Today, I'm writing out a list of 10 things I love about myself, most of which I couldn't even recognize six months ago when I was drinking to numb the feelings, and drinking to relax and drinking just because that's what society told me I should do if I wanted to survive motherhood.
1. I love my passion for writing.
2. I love my passion for reading.
3. I love my body more today than I have in ten years.
4. I love my relationship with my twins. I love that they include me in conversations about their lives. And they do that willingly in large part because of what we've been through together, and also because now I'm fully present for all of those moments and conversations.

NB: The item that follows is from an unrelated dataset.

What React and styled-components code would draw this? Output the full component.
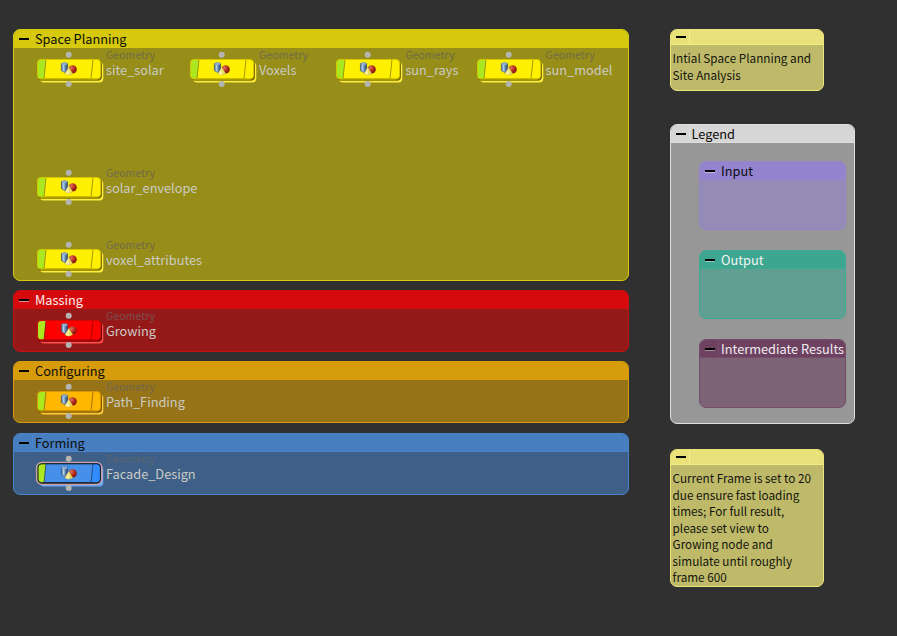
import React, { useId } from "react";
import styled, { createGlobalStyle } from "styled-components";

const GlobalStyle = createGlobalStyle`
  * { box-sizing: border-box; }
  body {
    margin: 0;
    background: #303030;
    font-family: "Noto Sans CJK SC", "Noto Sans", sans-serif;
  }
`;

const Canvas = styled.main`
  display: flex;
  align-items: flex-start;
  gap: 41px;
  width: 897px;
  height: 636px;
  padding: 29px 0 0 13px;
  background: #303030;
  overflow: hidden;
`;

const NetworkColumn = styled.div`
  display: flex;
  flex-direction: column;
  width: 615.6px;
`;

const NotesColumn = styled.div`
  display: flex;
  flex-direction: column;
  width: 185.3px;
`;

const Box = styled.section`
  width: ${(p) => (p.$width ? `${p.$width}px` : "100%")};
  height: ${(p) => p.$height}px;
  margin-top: ${(p) => p.$gap || 0}px;
  background: ${(p) => p.$fill};
  border: 1px solid ${(p) => p.$line};
  border-radius: 7px;
  overflow: hidden;
`;

const Header = styled.header`
  display: flex;
  height: ${(p) => p.$height || 18}px;
  background: ${(p) => p.$fill};
  border-bottom: 1px solid ${(p) => p.$line};
`;

const Toggle = styled.span`
  flex: none;
  width: 19px;
  border-right: 1px solid ${(p) => p.$line};

  &::before {
    content: "";
    display: block;
    width: 10px;
    height: 2px;
    margin: ${(p) => p.$top ?? 8}px 0 0 5px;
    background: #000;
    border-bottom: 1px solid ${(p) => p.$shade || "transparent"};
    background-clip: padding-box;
  }
`;

const Title = styled.h2`
  margin: -1px 0 0 2px;
  font-size: 12.75px;
  font-weight: 400;
  line-height: 19px;
  white-space: nowrap;
  color: ${(p) => p.$color || "#0c0c08"};
`;

const NodeGrid = styled.div`
  display: grid;
  grid-template-columns: 153px 146.4px 140.2px 1fr;
  grid-auto-rows: ${(p) => p.$row || 71.5}px;
  padding: 3px 0 0 22px;
`;

const NodeItem = styled.div`
  display: flex;
  gap: 2px;
  grid-column: ${(p) => p.$column || "auto"};
  grid-row: ${(p) => p.$row || "auto"};
`;

const NodeArt = styled.svg`
  flex: none;
  display: block;
  width: 68px;
  height: 37px;
  overflow: visible;
`;

const NodeText = styled.div`
  margin-top: -3px;
  white-space: nowrap;
`;

const NodeType = styled.div`
  font-size: 10.6px;
  line-height: 14px;
  color: ${(p) => p.$color};
`;

const NodeName = styled.div`
  font-size: 12.75px;
  line-height: 16px;
  color: #cbcbc4;
`;

const NoteText = styled.p`
  margin: 0;
  padding: 5px 0 0 2px;
  font-size: 11.72px;
  line-height: ${(p) => p.$leading || 16.5}px;
  white-space: pre-line;
  color: #14140c;
`;

const LegendBody = styled.div`
  display: flex;
  flex-direction: column;
  gap: 20.5px;
  padding: 18px 0 0 28.5px;
`;

const PALETTES = {
  yellow: { fill: "#fff000", edge: "#d6c400", dark: "#807400", back: "#ffec3c", cap: "#fff000", type: "#706a48" },
  red: { fill: "#ff0000", edge: "#d00808", dark: "#7c0000", back: "#ff4c4c", cap: "#ff0000", type: "#76504e" },
  orange: { fill: "#ffb700", edge: "#d49700", dark: "#805a00", back: "#ffc83c", cap: "#ffb700", type: "#72664c" },
  blue: { fill: "#4690ea", edge: "#10151c", dark: "#183452", back: "#6aa7f5", cap: "#318cff", type: "#5a6470" },
};

function NodeDrawing({ palette, selected }) {
  const id = useId();
  const blue = `${id}b`;
  const red = `${id}r`;
  const clip = `${id}c`;
  return (
    <NodeArt viewBox="0 0 68 37">
      <defs>
        <linearGradient id={blue}>
          <stop offset="0" stopColor="#4a6a92" />
          <stop offset=".35" stopColor="#b4cfe8" />
          <stop offset=".65" stopColor="#5a80ac" />
          <stop offset="1" stopColor="#203f67" />
        </linearGradient>
        <radialGradient id={red} cx=".35" cy=".3" r=".8">
          <stop offset="0" stopColor="#dc7460" />
          <stop offset=".5" stopColor="#b42b1b" />
          <stop offset="1" stopColor="#701006" />
        </radialGradient>
        <clipPath id={clip}>
          <rect x="1.5" y="8.5" width="63" height="19" rx="3.5" />
        </clipPath>
      </defs>
      <rect x="4" y="11" width="63.3" height="20.6" rx="4" fill={palette.back} />
      {!selected && <rect x="2" y="9.5" width="64" height="20.3" rx="4" fill={palette.dark} />}
      {selected && (
        <rect x="0.7" y="7.5" width="65" height="21.7" rx="5" fill="#10151c" stroke="#cfa0a6" strokeWidth="1.6" />
      )}
      <g clipPath={`url(#${clip})`}>
        <rect x="1" y="8" width="64" height="20" fill={palette.fill} />
        <path d="M1 8H10L8 28H1Z" fill="#ace820" />
        <path d="M57 8H65V28H55Z" fill={palette.cap} />
        <path d="M10 8.5L8 28M57 8.5L55 28" stroke={palette.dark} strokeWidth=".7" />
      </g>
      <rect
        x={selected ? 2 : 1.5}
        y={selected ? 8.8 : 8.5}
        width={selected ? 62.4 : 63}
        height={selected ? 19.1 : 19.5}
        rx="3.5"
        fill="none"
        stroke={palette.edge}
        strokeWidth="1"
      />
      <path d="M25.4 12.6Q28.5 10.8 31.6 12.6V20.5Q29.2 23 25.4 19.6Z" fill={`url(#${blue})`} stroke="#355078" strokeWidth=".6" />
      <ellipse cx="28.5" cy="12.7" rx="3" ry="1.2" fill="#8facca" />
      <circle cx="36.6" cy="18.4" r="4.2" fill={`url(#${red})`} />
      <path d="M32.9 16.2L36.8 22.8Q32.7 25.6 28.8 22.8Z" fill="#eadb62" stroke="#a99433" strokeWidth=".3" />
      <path d="M32.8 16.6L32.8 23.9Q30.7 23.9 29.5 22.8Z" fill="#faf0a4" />
      <circle cx="32.7" cy="3.8" r="3" fill="#b4b4b0" />
      <circle cx="32.7" cy="33" r="3" fill="#b4b4b0" />
    </NodeArt>
  );
}

function Node({ name, color, selected, column, row }) {
  const palette = PALETTES[color];
  return (
    <NodeItem $column={column} $row={row}>
      <NodeDrawing palette={palette} selected={selected} />
      <NodeText>
        <NodeType $color={palette.type}>Geometry</NodeType>
        <NodeName>{name}</NodeName>
      </NodeText>
    </NodeItem>
  );
}

function NetworkBox({ title, titleColor, head, line, fill, height, gap, width, shade, children }) {
  return (
    <Box $height={height} $gap={gap} $width={width} $fill={fill} $line={line}>
      <Header $fill={head} $line={line}>
        <Toggle $line={line} $shade={shade} />
        <Title $color={titleColor}>{title}</Title>
      </Header>
      {children}
    </Box>
  );
}

function StickyNote({ height, gap, leading, children }) {
  return (
    <Box $width={154.6} $height={height} $gap={gap} $fill="#beba6a" $line="#ede57b">
      <Header $height={15} $fill="#e9e27a" $line="#f3ea80">
        <Toggle $line="#f5ef90" $top={6} />
      </Header>
      <NoteText $leading={leading}>{children}</NoteText>
    </Box>
  );
}

export default function App() {
  return (
    <>
      <GlobalStyle />
      <Canvas>
        <NetworkColumn>
          <NetworkBox title="Space Planning" head="#d6c80c" line="#d8ca10" fill="#978e19" height={252}>
            <NodeGrid $row={115}>
              <Node name="site_solar" color="yellow" column={1} row={1} />
              <Node name="Voxels" color="yellow" column={2} row={1} />
              <Node name="sun_rays" color="yellow" column={3} row={1} />
              <Node name="sun_model" color="yellow" column={4} row={1} />
            </NodeGrid>
            <NodeGrid $row={71.5}>
              <Node name="solar_envelope" color="yellow" column={1} row={1} />
              <Node name="voxel_attributes" color="yellow" column={1} row={2} />
            </NodeGrid>
          </NetworkBox>
          <NetworkBox title="Massing" titleColor="#f6eeee" head="#d60a0c" line="#c80f11" fill="#961919" height={62} gap={9} shade="#e58a8a">
            <NodeGrid>
              <Node name="Growing" color="red" />
            </NodeGrid>
          </NetworkBox>
          <NetworkBox title="Configuring" head="#d69c0c" line="#d69c0c" fill="#967317" height={62} gap={9}>
            <NodeGrid>
              <Node name="Path_Finding" color="orange" />
            </NodeGrid>
          </NetworkBox>
          <NetworkBox title="Forming" head="#467ec0" line="#4684cc" fill="#3e6088" height={62} gap={10}>
            <NodeGrid>
              <Node name="Facade_Design" color="blue" selected />
            </NodeGrid>
          </NetworkBox>
        </NetworkColumn>
        <NotesColumn>
          <StickyNote height={62}>{"Intial Space Planning and\nSite Analysis"}</StickyNote>
          <NetworkBox title="Legend" head="#d6d6d6" line="#dedede" fill="#979797" height={299.5} gap={33}>
            <LegendBody>
              <NetworkBox title="Input" head="#9484d0" line="#9484ce" fill="#958bb7" height={68.5} width={146.5} shade="#c6bae5" />
              <NetworkBox title="Output" titleColor="#f2f5f3" head="#3ea690" line="#3dab93" fill="#609f92" height={68.5} width={146.5} shade="#91c9bd" />
              <NetworkBox title="Intermediate Results" titleColor="#f2eaf0" head="#6d4261" line="#764c6b" fill="#7d6376" height={68.5} width={146.5} shade="#aa8da1" />
            </LegendBody>
          </NetworkBox>
          <StickyNote height={138} gap={25.5} leading={16.5}>
            {"Current Frame is set to 20\ndue ensure fast loading\ntimes; For full result,\nplease set view to\nGrowing node and\nsimulate until roughly\nframe 600"}
          </StickyNote>
        </NotesColumn>
      </Canvas>
    </>
  );
}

5. I love my relationship with my husband. It's better than it has been in 13 years.
6. I love my commitment to the people that I love.
7. I love being a crazy sports mom.
8. I love how genuine my smile is in photos now.
9. I love that my body can fit into amusement park rides so I can enjoy those memories with my kids instead of sitting on the sidelines.
10. I love that I am smart and disciplined when it comes to work and education.